Executive recommendations for retail ERP standardization
For CEOs, CIOs, CFOs, and COOs, the priority is to frame ERP standardization as an enterprise operating model initiative, not an IT cleanup exercise. The business case should connect master data quality directly to margin protection, inventory productivity, faster close, lower exception handling, and better omnichannel decision-making.
Start with the domains that create the highest cross-functional friction: item master, supplier master, inventory location structures, financial mappings, and channel reporting dimensions. Build workflow orchestration around those domains first. Then extend governance into pricing, promotions, returns, customer data, and intercompany processes. This sequence creates visible operational wins while establishing a scalable control framework.
SysGenPro's strategic position in this space is strongest when helping retailers design the target operating architecture, define governance, modernize cloud ERP workflows, and connect reporting to standardized enterprise data. That combination moves the conversation beyond software deployment toward a resilient digital operations backbone for retail growth.
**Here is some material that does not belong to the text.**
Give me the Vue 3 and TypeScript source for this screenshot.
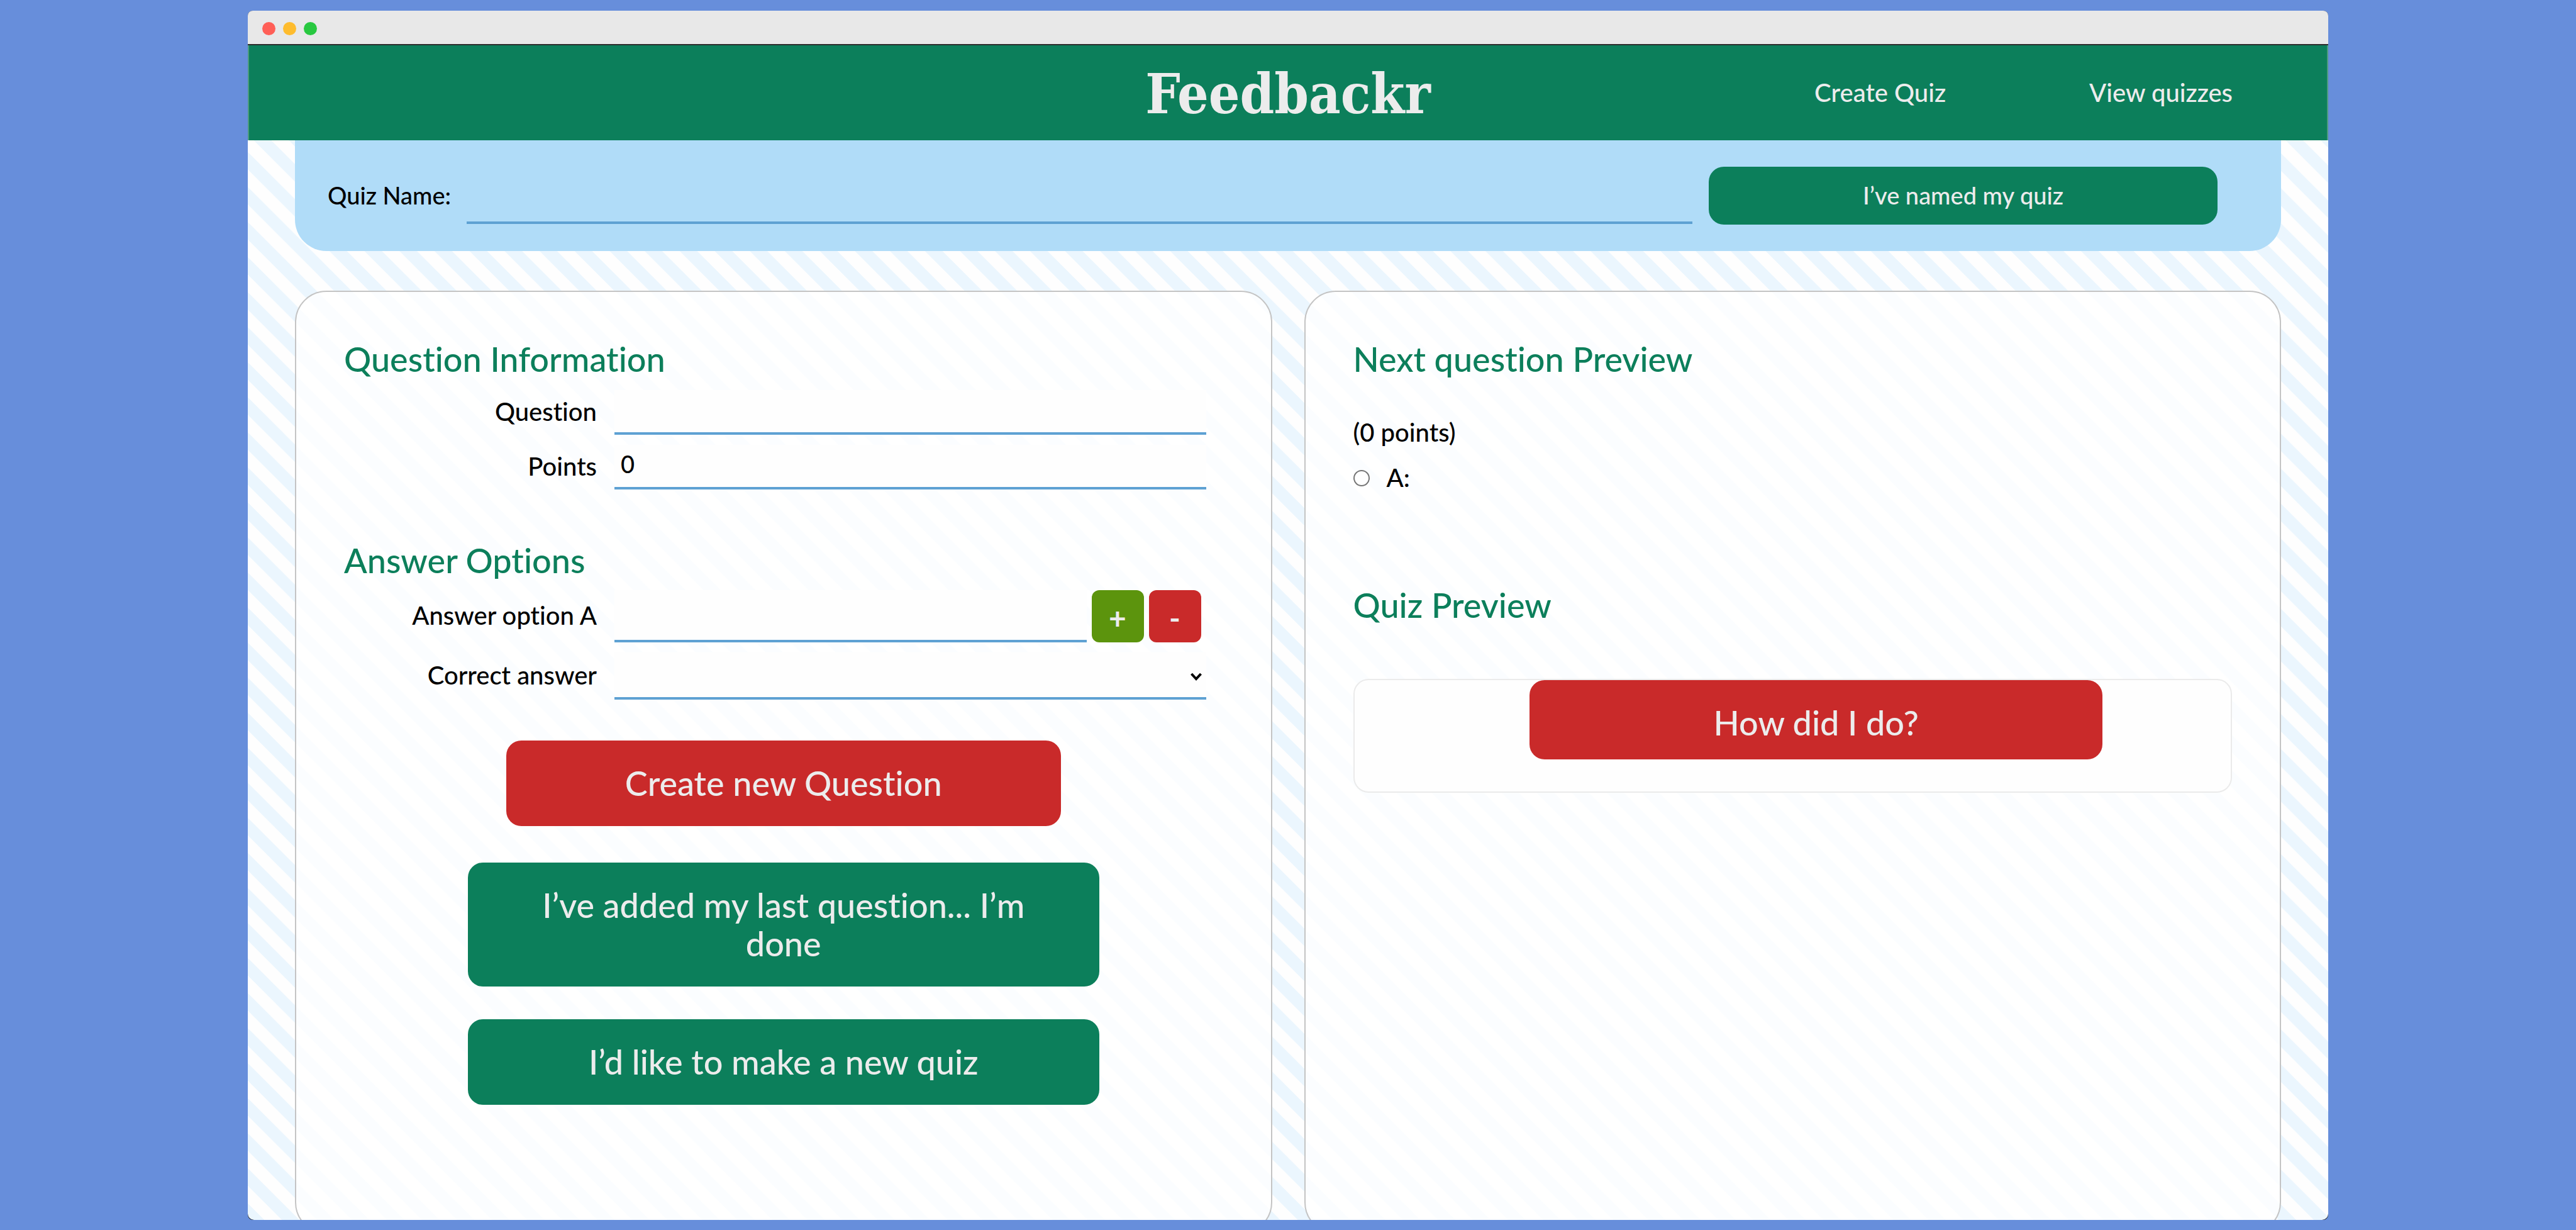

The strategic outcome: trusted retail operations at scale
Retail ERP standardization delivers more than cleaner records. It creates a connected operational system where merchandising, supply chain, finance, ecommerce, stores, and leadership teams work from the same enterprise logic. That improves reporting accuracy, but more importantly, it improves how the business executes.
In an environment defined by channel volatility, margin pressure, and fulfillment complexity, retailers need ERP as a platform for process harmonization, operational visibility, and resilience. Standardized master data, governed workflows, cloud ERP modernization, and AI-assisted controls together provide the architecture required for scalable cross-channel retail operations.